◆ Task statement: In the material below, list every line carrying the string "React".
###
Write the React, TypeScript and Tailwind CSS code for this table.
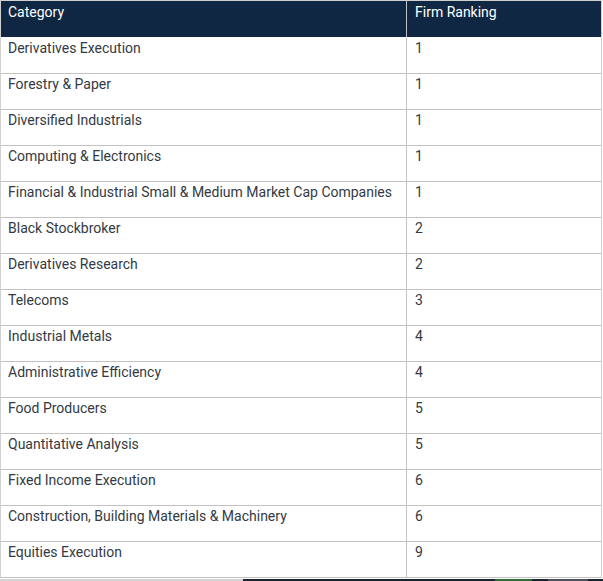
import React from "react";

const rows: [string, string][] = [
  ["Derivatives Execution", "1"],
  ["Forestry & Paper", "1"],
  ["Diversified Industrials", "1"],
  ["Computing & Electronics", "1"],
  ["Financial & Industrial Small & Medium Market Cap Companies", "1"],
  ["Black Stockbroker", "2"],
  ["Derivatives Research", "2"],
  ["Telecoms", "3"],
  ["Industrial Metals", "4"],
  ["Administrative Efficiency", "4"],
  ["Food Producers", "5"],
  ["Quantitative Analysis", "5"],
  ["Fixed Income Execution", "6"],
  ["Construction, Building Materials & Machinery", "6"],
  ["Equities Execution", "9"],
];

const App = () => {
  return (
    <div className="w-[603px] h-[581px] overflow-hidden bg-white font-['Roboto','Liberation_Sans',sans-serif] text-[14px] leading-[16px]">
      <div className="w-[602px] border-x border-t border-[#d0d0d0]">
        <div className="flex h-[37px] border-b border-white bg-[#0f2742] text-white">
          <div className="w-[405px] pl-[7px] pt-[3px]">Category</div>
          <div className="flex-1 border-l border-[#c2c2c2] pl-[8px] pt-[3px]">Firm Ranking</div>
        </div>
        {rows.map(([name, rank]) => (
          <div key={name} className="flex h-[36px] border-b border-[#c2c2c2] text-[#333a44]">
            <div className="w-[405px] pl-[7px] pt-[2px]">{name}</div>
            <div className="flex-1 border-l border-[#c2c2c2] pl-[8px] pt-[2px]">{rank}</div>
          </div>
        ))}
      </div>
      <div className="flex h-[3px] flex-col justify-end">
        <div className="flex h-[2px]">
          <div className="w-[243px] bg-[#d4d4d4]" />
          <div className="w-[252px] bg-[#1a2430]" />
          <div className="w-[37px] bg-[#2f6b38]" />
          <div className="w-[16px] bg-[#1a2430]" />
          <div className="w-[40px] bg-[#4b525a]" />
          <div className="flex-1 bg-[#1a2430]" />
        </div>
      </div>
    </div>
  );
};

export default App;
###
◆ The answer:
Write the React, TypeScript and Tailwind CSS code for this table.
import React from "react";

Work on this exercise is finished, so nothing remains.